## Begin

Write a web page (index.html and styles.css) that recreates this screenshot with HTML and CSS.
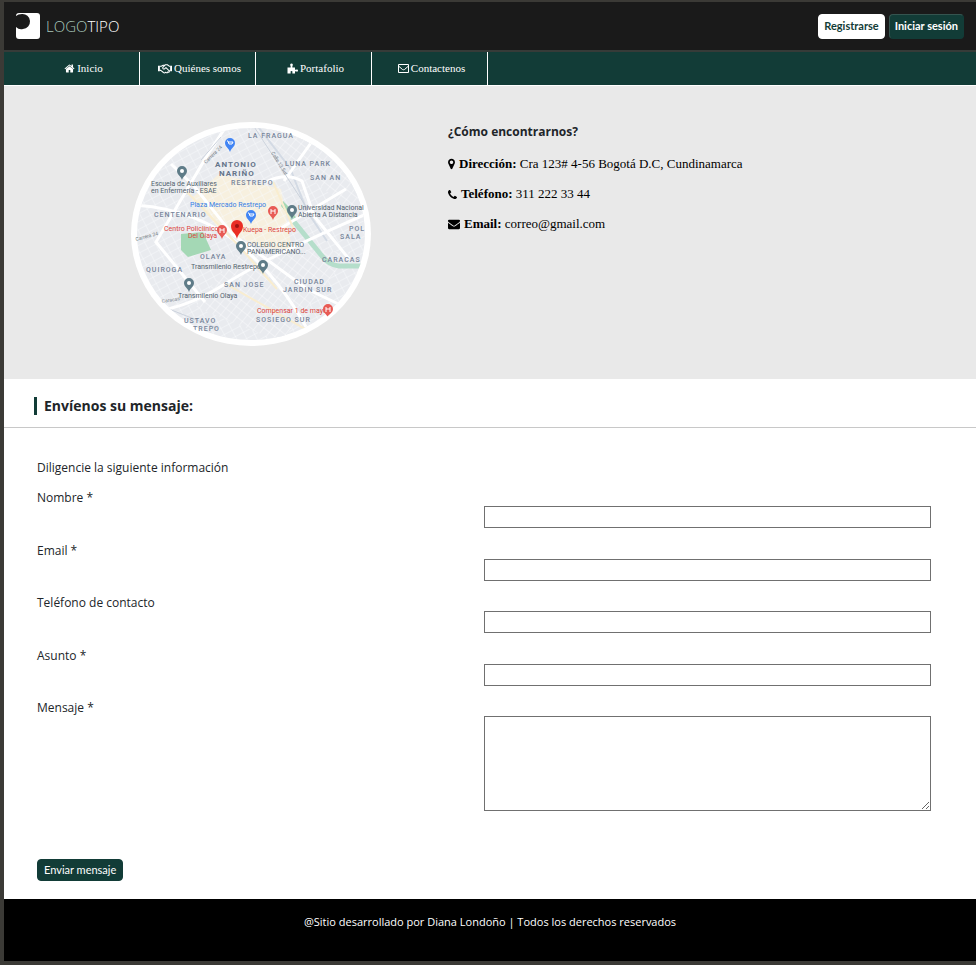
FILE: index.html
```html
<!DOCTYPE html>
<html lang="es">
<head>
<meta charset="utf-8">
<meta name="viewport" content="width=device-width, initial-scale=1">
<title>Contáctenos</title>
<link rel="stylesheet" href="styles.css">
</head>
<body>
<header class="topbar">
  <a class="brand" href="#">
    <svg class="brand-mark" viewBox="0 0 24 26" aria-hidden="true"><rect width="24" height="26" rx="3" fill="#fff"/><path fill="#1a1a1a" d="M0 3Q2 1 6 1A7 7 0 0 1 7 16Q3 17 0 14Z"/></svg>
    <span class="brand-name"><span class="brand-soft">LOGO</span>TIPO</span>
  </a>
  <div class="account">
    <button class="btn btn-light" type="button">Registrarse</button>
    <button class="btn btn-bold" type="button">Iniciar sesión</button>
  </div>
</header>
<nav class="menu">
  <a href="#"><svg class="icon" viewBox="0 0 1792 1792" aria-hidden="true"><path d="M1472 992v480q0 26-19 45t-45 19h-384v-384h-256v384h-384q-26 0-45-19t-19-45v-480q0-1 .5-3t.5-3l575-474 575 474q1 2 1 6zm223-69l-62 74q-8 9-21 11h-3q-13 0-21-7l-692-577-692 577q-12 8-24 7-13-2-21-11l-62-74q-8-10-7-23.500t11-21.500l719-599q32-26 76-26t76 26l244 204v-195q0-14 9-23t23-9h192q14 0 23 9t9 23v408l219 182q10 8 11 21.500t-7 23.500z"/></svg>Inicio</a>
  <a href="#"><svg class="icon icon-wide" viewBox="0 0 30 22" aria-hidden="true"><path d="M0 5h4v12H0zM26 5h4v12h-4z"/><path fill="none" stroke="currentColor" stroke-width="2.200" stroke-linejoin="round" d="M4 6h3l4-2h4l-5 5q0 4 4 3l3-3 7 7q1 3-2 3l-1-1q0 3-3 2l-2-1q-2 3-5 0l-5-4H4M13 5l3-2h4l4 3h2M24 16h2"/></svg>Quiénes somos</a>
  <a href="#"><svg class="icon" viewBox="0 0 22 22" aria-hidden="true"><path d="M1 9h6q1-1 0-3-2-5 2-5t2 5q-1 2 0 3h5v4q1 1 3 0 3-1 3 2t-3 2q-2-1-3 0v4h-5q-1-1 0-3 0-2-2-2t-2 2q1 2 0 3H1z"/></svg>Portafolio</a>
  <a href="#"><svg class="icon" viewBox="0 0 22 22" aria-hidden="true"><path fill="none" stroke="currentColor" stroke-width="2" stroke-linejoin="round" d="M1 3h20v16H1zM1 6l8 7q2 1 4 0l8-7"/></svg>Contactenos</a>
</nav>
<main>
  <section class="contact">
    <div class="map-cell">
      <svg class="map" viewBox="0 0 240 224" role="img" aria-label="Mapa de ubicación">
        <defs>
          <clipPath id="oval"><ellipse cx="120" cy="112" rx="117" ry="109"/></clipPath>
          <clipPath id="land"><ellipse cx="120" cy="112" rx="114" ry="106"/></clipPath>
          <pattern id="blocks" width="9" height="7" patternUnits="userSpaceOnUse" patternTransform="rotate(-28)"><path d="M0 0H9M0 0V7" stroke="#f8f9fb" stroke-width="1" fill="none"/></pattern>
          <pattern id="blocks-b" width="7" height="8" patternUnits="userSpaceOnUse" patternTransform="rotate(38)"><path d="M0 0H7M0 0V8" stroke="#f9fafb" stroke-width="1" fill="none"/></pattern>
          <g id="pin"><path d="M0 7C-1 3-5 2-5-2a5 5 0 0 1 10 0C5 2 1 3 0 7Z"/><circle cy="-2" r="2" fill="#fff"/></g>
          <g id="hospital"><path d="M0 7C-1 3-5 2-5-2a5 5 0 0 1 10 0C5 2 1 3 0 7Z"/><path d="M-2-4V1M2-4V1M-2-2H2" stroke="#fff" stroke-width="1" fill="none"/></g>
          <g id="shop"><path d="M0 7C-1 3-5 2-5-2a5 5 0 0 1 10 0C5 2 1 3 0 7Z"/><path d="M-3-4h1l1 3h3l1-2h-4" stroke="#fff" stroke-width="1" fill="none"/></g>
        </defs>
        <ellipse cx="120" cy="112" rx="120" ry="112" fill="#fff"/>
        <g clip-path="url(#land)">
          <rect width="240" height="224" fill="#e9ebef"/>
          <path d="M88 52l62 15 12 65-31-7-43-18-26-32z" fill="#f7f0df"/>
          <rect width="240" height="224" fill="url(#blocks)"/>
          <path d="M110 0L240 105V0zM110 125l110 5-70 90-85-35z" fill="#e9ebef"/>
          <path d="M110 0L240 105V0zM110 125l110 5-70 90-85-35z" fill="url(#blocks-b)"/>
          <path d="M50 112l22-2 8 18-23 7-7-7zM152 79l6 6 8 12-6-1-10-12z" fill="#a4d8b5"/>
          <path d="M160 96l31 38q7 9 17 10h32" stroke="#b5decb" stroke-width="5" fill="none"/>
          <path d="M125 2l34 44 17 43 20 30" stroke="#d3dae4" stroke-width="2" fill="none"/>
          <g fill="none" stroke="#fff" stroke-width="3"><path d="M0 83q65 3 110 41t75 100M98 0L77 32 25 120 74 180M10 190q40 0 84-28t146-72M135 60q20-10 36-1l12 35 35 43M40 42l23 22 38 48 75 55 42 20M182 18l-29 41M215 67l-70 42"/></g>
          <g fill="none" stroke="#f9edcf" stroke-width="2"><path d="M56 70l50 52 40 45M142 60l22 50M95 162l95 54"/></g>
          <g fill="none" stroke="#cbd2dc" stroke-width="1"><path d="M120 0l56 86M20 180l66 26M90 15L70 38"/></g>
        </g>
        <g clip-path="url(#oval)">
          <g class="map-area">
            <text x="117" y="16">LA FRAGUA</text><text x="154" y="44">LUNA PARK</text><text x="179" y="58">SAN AN</text>
            <text x="100" y="63">RESTREPO</text><text x="23" y="95">CENTENARIO</text><text x="69" y="137">OLAYA</text>
            <text x="15" y="150">QUIROGA</text><text x="93" y="165">SAN JOSE</text><text x="163" y="162">CIUDAD</text>
            <text x="152" y="170">JARDIN SUR</text><text x="125" y="200">SOSIEGO SUR</text><text x="191" y="140">CARACAS</text>
            <text x="218" y="109">POL</text><text x="209" y="117">SALA</text><text x="53" y="201">USTAVO</text><text x="62" y="209">TREPO</text>
          </g>
          <g class="map-district"><text x="84" y="45">ANTONIO</text><text x="88" y="54">NARIÑO</text></g>
          <g class="map-place">
            <text x="20" y="64">Escuela de Auxiliares</text><text x="20" y="71">en Enfermería - ESAE</text>
            <text x="167" y="88">Universidad Nacional</text><text x="167" y="95">Abierta A Distancia</text>
            <text x="116" y="125">COLEGIO CENTRO</text><text x="116" y="132">PANAMERICANO...</text>
            <text x="60" y="147">Transmilenio Restrepo</text><text x="47" y="176">Transmilenio Olaya</text>
          </g>
          <g class="map-blue"><text x="59" y="85">Plaza Mercado Restrepo</text></g>
          <g class="map-red"><text x="33" y="109">Centro Policlínico</text><text x="57" y="116">Del Olaya</text><text x="112" y="110">Kuepa - Restrepo</text><text x="126" y="191">Compensar 1 de mayo</text></g>
          <g class="map-road"><text transform="translate(75 42) rotate(-45)">Carrera 24</text><text transform="translate(140 31) rotate(58)">Calle 13 Sur</text><text transform="translate(5 119) rotate(-15)">Carrera 24</text><text transform="translate(31 181) rotate(-9)">Caracas</text></g>
          <g fill="#5f7c88"><use href="#pin" x="51" y="51"/><use href="#pin" x="161" y="90"/><use href="#pin" x="110" y="126"/><use href="#pin" x="132" y="145"/><use href="#pin" x="58" y="163"/></g>
          <g fill="#4285f4"><use href="#shop" x="99" y="23"/><use href="#shop" x="120" y="95"/></g>
          <g fill="#e85b55"><use href="#hospital" x="142" y="91"/><use href="#hospital" x="91" y="110"/><use href="#hospital" x="197" y="189"/></g>
          <path d="M106 117c-1-6-6-7-6-13a6 6 0 0 1 12 0c0 6-5 7-6 13z" fill="#ea2e25"/><circle cx="106" cy="104" r="2" fill="#9e1411"/>
        </g>
      </svg>
    </div>
    <address class="details">
      <h2>¿Cómo encontrarnos?</h2>
      <p><svg class="icon icon-pin" viewBox="384 0 1024 1792" aria-hidden="true"><path d="M1152 640q0-106-75-181t-181-75-181 75-75 181 75 181 181 75 181-75 75-181zm256 0q0 109-33 179l-364 774q-16 33-47.500 52t-67.500 19-67.500-19-46.500-52l-365-774q-33-70-33-179 0-212 150-362t362-150 362 150 150 362z"/></svg><span><b>Dirección:</b> Cra 123# 4-56 Bogotá D.C, Cundinamarca</span></p>
      <p><svg class="icon icon-phone" viewBox="192 128 1408 1408" aria-hidden="true"><path d="M1600 1240q0 27-10 70.500t-21 68.500q-21 50-122 106-94 51-186 51-27 0-53-3.500t-57.500-12.500-47-14.500-55.500-20.500-49-18q-98-35-175-83-127-79-264-216t-216-264q-48-77-83-175-3-9-18-49t-20.500-55.500-14.500-47-12.500-57.500-3.500-53q0-92 51-186 56-101 106-122 25-11 68.500-21t70.500-10q14 0 21 3 18 6 53 76 11 19 30 54t35 63.500 31 53.500q3 4 17.500 25t21.500 35.500 7 28.500q0 20-28.500 50t-62 55-62 53-28.500 46q0 9 5 22.500t8.500 20.500 14 24 11.500 19q76 137 174 235t235 174q2 1 19 11.500t24 14 20.500 8.500 22.500 5q18 0 46-28.500t53-62 55-62 50-28.500q14 0 28.500 7t35.500 21.500 25 17.500q25 15 53.500 31t63.500 35 54 30q70 35 76 53 3 7 3 21z"/></svg><span><b>Teléfono:</b> 311 222 33 44</span></p>
      <p><svg class="icon icon-mail" viewBox="0 0 1792 1792" aria-hidden="true"><path d="M1792 710v794q0 66-47 113t-113 47h-1472q-66 0-113-47t-47-113v-794q44 49 101 87 362 246 497 345 57 42 92.500 65.500t94.500 48 110 24.500h2q51 0 110-24.500t94.500-48 92.500-65.500q170-123 498-345 57-39 100-87zm0-294q0 79-49 151t-122 123q-376 261-468 325-10 7-42.500 31t-54 38.500-52 32.500-57.500 27-50 9h-2q-23 0-50-9t-57.500-27-52-32.500-54-38.500-42.500-31q-91-64-262-182.500t-205-142.500q-62-42-117-115.500t-55-136.500q0-78 41.500-130t118.500-52h1472q65 0 112.500 47t47.500 113z"/></svg><span><b>Email:</b> correo@gmail.com</span></p>
    </address>
  </section>
  <div class="section-head"><h1>Envíenos su mensaje:</h1></div>
  <form class="message">
    <p class="intro">Diligencie la siguiente información</p>
    <div class="fields">
      <div class="field"><label for="nombre">Nombre *</label><input id="nombre" type="text"></div>
      <div class="field"><label for="email">Email *</label><input id="email" type="email"></div>
      <div class="field"><label for="telefono">Teléfono de contacto</label><input id="telefono" type="tel"></div>
      <div class="field"><label for="asunto">Asunto *</label><input id="asunto" type="text"></div>
    </div>
    <div class="field"><label for="mensaje">Mensaje *</label><textarea id="mensaje"></textarea></div>
    <button class="btn btn-send" type="button">Enviar mensaje</button>
  </form>
</main>
<footer class="foot">@Sitio desarrollado por Diana Londoño | Todos los derechos reservados</footer>
</body>
</html>
```
FILE: styles.css
```css
* { box-sizing: border-box; }
html { background: #3b3a36; }
body {
  margin: 0;
  padding: 2px 0 4px 4px;
  font: 12px/20px "Open Sans", "Noto Sans", sans-serif;
  color: #212529;
}
h1, h2, p { margin: 0; }
a { color: inherit; text-decoration: none; }

.topbar {
  display: flex;
  align-items: center;
  justify-content: space-between;
  height: 50px;
  padding: 0 12px;
  background: #1a1a1a;
  border-bottom: 2px solid #363b38;
}
.brand { display: flex; align-items: center; gap: 6px; color: #fff; }
.brand-mark { width: 24px; height: 26px; }
.brand-name { font-size: 15px; font-weight: 300; }
.brand-soft { color: #a9c8bb; }
.account { display: flex; gap: 4px; }

.btn {
  height: 25px;
  padding: 0 5px;
  border: 1px solid #123c37;
  border-radius: 4px;
  background: #123c37;
  color: #fff;
  font: 11px/20px Lato, "Open Sans", sans-serif;
}
.btn-light { background: #fff; border-color: #fff; color: #123c37; font-weight: 700; }
.btn-bold { border-color: #35544f #123c37 #123c37 #35544f; font-weight: 700; }

.menu {
  display: flex;
  padding-left: 20px;
  background: #123c37;
  border-bottom: 1px solid #fff;
  color: #fff;
  font: 11px/33px "Liberation Serif", serif;
}
.menu a {
  display: flex;
  align-items: center;
  justify-content: center;
  gap: 2px;
  width: 116px;
  padding-left: 4px;
  border-right: 1px solid #fff;
}
.icon { flex: none; width: 11px; height: 11px; fill: currentColor; }
.icon-wide { width: 14px; }

.contact {
  display: grid;
  grid-template-columns: 444px 1fr;
  padding: 36px 0 33px;
  background: #e9e9e9;
}
.map-cell { display: flex; justify-content: center; padding-left: 50px; }
.map { display: block; width: 240px; height: 224px; }
.map text { font-family: Roboto, sans-serif; }
.map-area, .map-district { letter-spacing: 1px; }
.map-area { font-size: 7px; font-weight: 500; fill: #77859a; }
.map-district { font-size: 8px; font-weight: 700; fill: #66758a; }
.map-place { font-size: 7px; fill: #53636e; }
.map-blue { font-size: 7px; fill: #377fe5; }
.map-red { font-size: 7px; fill: #db443c; }
.map-road { font-size: 5px; fill: #777f86; }

.details {
  display: flex;
  flex-direction: column;
  gap: 10px;
  color: #000;
  font: 13px/20px "Liberation Serif", serif;
}
.details h2 { margin-bottom: 2px; color: #212529; font: 700 12px/20px "Open Sans", "Noto Sans", sans-serif; }
.details p { display: flex; align-items: center; gap: 4px; }
.icon-pin { width: 7px; height: 12px; }
.icon-phone { width: 9px; height: 9px; }
.icon-mail { width: 12px; height: 12px; }

.section-head { padding: 18px 30px 12px; background: #fff; border-bottom: 1px solid #c8c8c8; }
.section-head h1 {
  padding-left: 7px;
  border-left: 3px solid #123c37;
  font-size: 14px;
  line-height: 18px;
  font-weight: 700;
}

.message { padding: 30px 45px 18px 33px; background: #fff; }
.intro { margin-bottom: 10px; }
.fields { display: grid; grid-auto-rows: 1fr; min-height: 210px; }
.field { display: grid; grid-template-columns: 1fr 1fr; align-items: start; }
.field input, .field textarea {
  width: 100%;
  height: 22px;
  margin: 18px 0 0;
  padding: 2px;
  border: 1px solid #707070;
  border-radius: 0;
  background: #fff;
  font: inherit;
}
.field textarea { display: block; height: 95px; }
.btn-send { display: block; height: 22px; margin-top: 48px; padding: 0 6px; line-height: 18px; }

.foot {
  padding: 13px 0 29px;
  background: #000;
  color: #fff;
  font-size: 11px;
  text-align: center;
}
```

## End

Copy and report every line where the word "styles" is present.

_SOLUTION TO THIS EXERCISE_.
Write a web page (index.html and styles.css) that recreates this screenshot with HTML and CSS.
<link rel="stylesheet" href="styles.css">
FILE: styles.css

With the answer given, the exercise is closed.